Just a quick update on this, Bill has found the source of the skb memory
trashing:  I inadvertently horked the makefile arch/mips/pci/Makefile
to include a source file that wasn't ready yet, when it should have
continued to include the old source file.  The file in question was
setting up the PCI memory mapping config.  The wrong file was not doing
that, hence this problem.

This was also contributing to errors from the compact flash driver
which made things look a lot like the other CF problem we were having
at the time, which threw more red herrings on the issue.

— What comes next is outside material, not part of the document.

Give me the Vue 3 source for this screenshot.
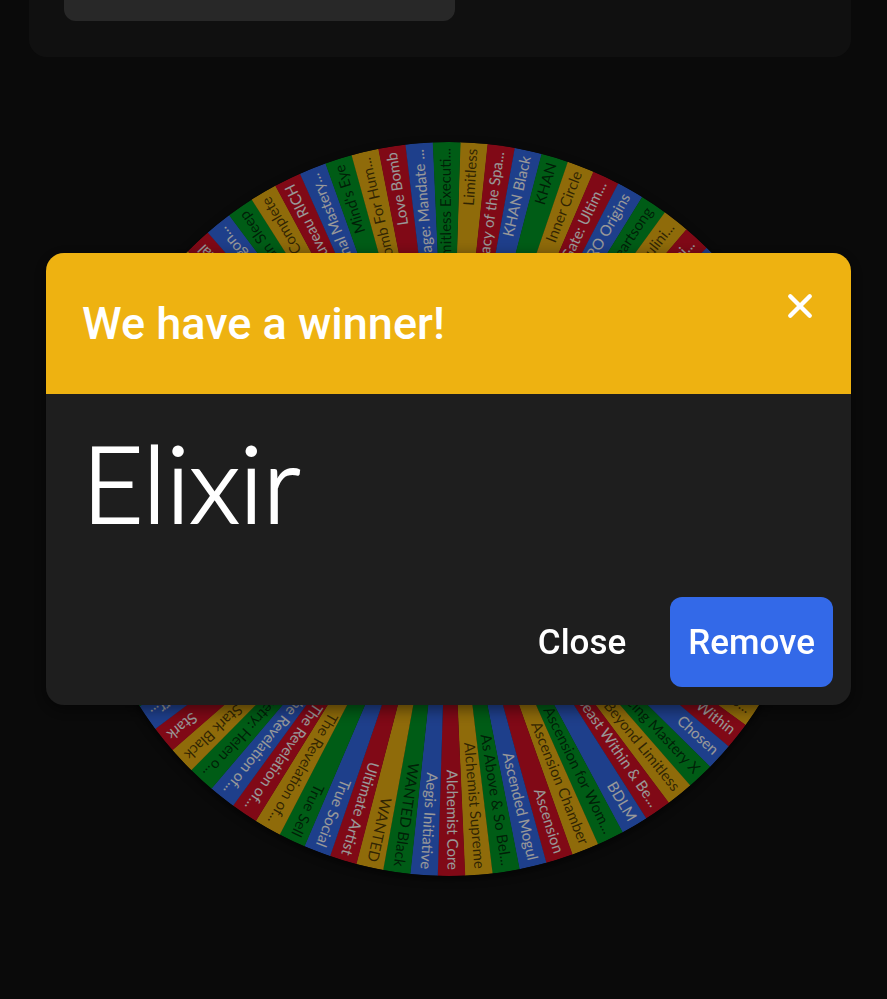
<script setup>
import { ref } from 'vue'

const open = ref(true)
const winner = ref('Elixir')

const palette = [
  { fill: '#eeb211', ink: 'dark' },
  { fill: '#d50f25', ink: 'light' },
  { fill: '#3369e8', ink: 'light' },
  { fill: '#009925', ink: 'dark' },
]

// Entry names keyed by slice number, clockwise from the top of the wheel.
const names = {
  0: 'Limitless',
  1: 'Legacy of the Spa...',
  2: 'KHAN Black',
  3: 'KHAN',
  4: 'Inner Circle',
  5: 'Gate: Ultim...',
  6: 'HERO Origins',
  7: 'Heartsong',
  8: 'Masculini...',
  9: 'Femini...',
  28: 'Co...',
  29: 'Beast Within',
  30: 'Chosen',
  31: 'Being Mastery X',
  32: 'Beyond Limitless',
  33: 'Beast Within & Be...',
  34: 'BDLM',
  35: 'Ascension for Wom...',
  36: 'Ascension Chamber',
  37: 'Ascension',
  38: 'Ascended Mogul',
  39: 'As Above & So Bel...',
  40: 'Alchemist Supreme',
  41: 'Alchemist Core',
  42: 'Aegis Initiative',
  43: 'WANTED Black',
  44: 'WANTED',
  45: 'Ultimate Artist',
  46: 'True Social',
  47: 'True Sell',
  48: 'The Revelation of...',
  49: 'The Revelation of...',
  50: 'The Revelation of...',
  51: 'Symmetry: Helen o...',
  52: 'Stark Black',
  53: 'Stark',
  54: 'Starr...',
  73: 'Primal',
  74: 'Paragon...',
  75: 'Ocean Sleep',
  76: 'Omega Complete',
  77: 'Nouveau RICH',
  78: 'Nonlethal Mastery...',
  79: "Mind's Eye",
  80: 'Love Bomb For Hum...',
  81: 'Love Bomb',
  82: 'Lineage: Mandate ...',
  83: 'Limitless Executi...',
}

const COUNT = 84
const STEP = 360 / COUNT
const OFFSET = 1.75
const R = 367

function rim(deg) {
  const a = (deg * Math.PI) / 180
  return `${(R * Math.sin(a)).toFixed(2)} ${(-R * Math.cos(a)).toFixed(2)}`
}

const slices = Array.from({ length: COUNT }, (_, k) => {
  const start = OFFSET + k * STEP
  return {
    k,
    name: names[k] || '',
    path: `M0 0L${rim(start)}A${R} ${R} 0 0 1 ${rim(start + STEP + 0.05)}Z`,
    turn: `rotate(${(start + STEP / 2 - 90).toFixed(3)})`,
    ...palette[k % 4],
  }
})
const labelled = slices.filter((s) => s.name)
</script>

<template>
  <main class="page">
    <section class="panel"><div class="field"></div></section>
    <section class="wheel-area">
      <svg class="wheel" viewBox="-367 -367 734 734" role="img" aria-label="Prize wheel">
        <path v-for="s in slices" :key="s.k" :d="s.path" :fill="s.fill" />
        <text
          v-for="s in labelled"
          :key="'t' + s.k"
          class="label"
          :class="s.ink"
          :transform="s.turn"
          x="361"
          y="4"
        >{{ s.name }}</text>
      </svg>
    </section>

    <div v-if="open" class="backdrop">
      <div class="dialog" role="dialog" aria-labelledby="dialog-title">
        <header class="head">
          <h1 id="dialog-title" class="title">We have a winner!</h1>
          <button class="dismiss" type="button" aria-label="Dismiss" @click="open = false">
            <svg viewBox="0 0 24 24" width="26" height="26">
              <path d="M3 3L21 21M21 3L3 21" />
            </svg>
          </button>
        </header>
        <p class="winner">{{ winner }}</p>
        <footer class="actions">
          <button class="btn" type="button" @click="open = false">Close</button>
          <button class="btn primary" type="button" @click="open = false">Remove</button>
        </footer>
      </div>
    </div>
  </main>
</template>

<style>
body {
  background: #111;
}
</style>

<style scoped>
.page {
  box-sizing: border-box;
  min-height: 100vh;
  background: #111;
  font-family: Roboto, "Liberation Sans", sans-serif;
}
.panel {
  margin: 0 36px 0 29px;
  padding: 0 35px 36px;
  border-radius: 0 0 18px 18px;
  background: #1c1c1c;
}
.field {
  width: 52%;
  height: 21px;
  border-radius: 0 0 12px 12px;
  background: #444;
}
.wheel-area {
  display: flex;
  justify-content: center;
  padding: 85px 36px 48px 46px;
}
.wheel {
  width: 100%;
  max-width: 734px;
  border-radius: 50%;
  box-shadow: 0 3px 8px rgba(0, 0, 0, 0.6);
}
.label {
  font-family: Lato, "Open Sans", sans-serif;
  font-size: 15px;
  text-anchor: end;
}
.dark {
  fill: rgba(0, 0, 0, 0.66);
}
.light {
  fill: #fff;
}
.backdrop {
  position: fixed;
  inset: 0;
  box-sizing: border-box;
  display: flex;
  align-items: center;
  padding: 0 36px 41px 46px;
  background: rgba(0, 0, 0, 0.4);
}
.dialog {
  width: 100%;
  overflow: hidden;
  border-radius: 18px;
  background: #1e1e1e;
  color: #fff;
  box-shadow: 0 4px 16px rgba(0, 0, 0, 0.5);
}
.head {
  display: flex;
  align-items: flex-start;
  justify-content: space-between;
  padding: 36px;
  padding-bottom: 35px;
  background: #eeb211;
}
.title {
  margin: 0;
  font-size: 45px;
  font-weight: 500;
  line-height: 70px;
}
.dismiss {
  display: flex;
  margin: 0;
  padding: 4px 2px;
  border: 0;
  background: none;
}
.dismiss path {
  fill: none;
  stroke: #fff;
  stroke-width: 4;
  stroke-linecap: round;
}
.winner {
  margin: 0;
  padding: 27px 36px 36px;
  font-family: Lato, "Open Sans", sans-serif;
  font-size: 106px;
  font-weight: 300;
  line-height: 122px;
  -webkit-text-stroke: 2px #fff;
}
.actions {
  display: flex;
  justify-content: flex-end;
  gap: 26px;
  padding: 18px;
}
.btn {
  height: 90px;
  padding: 0 18px;
  border: 0;
  border-radius: 12px;
  background: none;
  color: #fff;
  font-family: inherit;
  font-size: 35px;
  font-weight: 500;
}
.primary {
  background: #3369e8;
}
</style>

Bill tracked all this down and even figured out that the trashed skb's
had data in them from the ata/ide registers, which is pretty good.  Not
sure how he figured that out ~:^)

On Fri, 13 Nov 2009 18:31:43 -0700 William Fisher <bill.fisher@lsi.com>
wrote:

> Andy:
> 
> I have finally determined what is causing the mgmtbus
> driver to crash on the tuxstor branch.
> 
> It seems that somebody is trashing
> one of the used descriptor rings after a packet
> has been transmitted. The buffer address is
> being over-written with trash and things
> do down-hill later when this descriptor
> is used again in the ring.
> 
> I have still yet to determine what changes
> could have caused this, it sure doesn't
> look like anything you changed could have
> caused this "new" behavior. This was
> as we discussed this week.
> 
> I am thinking that the mgmtbus driver in
> the original tuxstor branch was broken from the start.
> Maybe we should try the tuxrx code since that was
> known to work. I will diff the code against that
> one.
> 
> The mgmtbus ddriver I have been using for last 4+ months
> for the RCON shell, packet forwarding and the
> neteee2 development resides
> in my git tree. This code is nearly identical
> to the original tuxstore branch code.
> 
> Go figure.
> 
> This has been rather painful to find due to the
> Yenta kernel probe flakeyness and the whole
> CF booting saga.
> 
> I am working towards a fix.
> 
> later,
> 
> -- Bill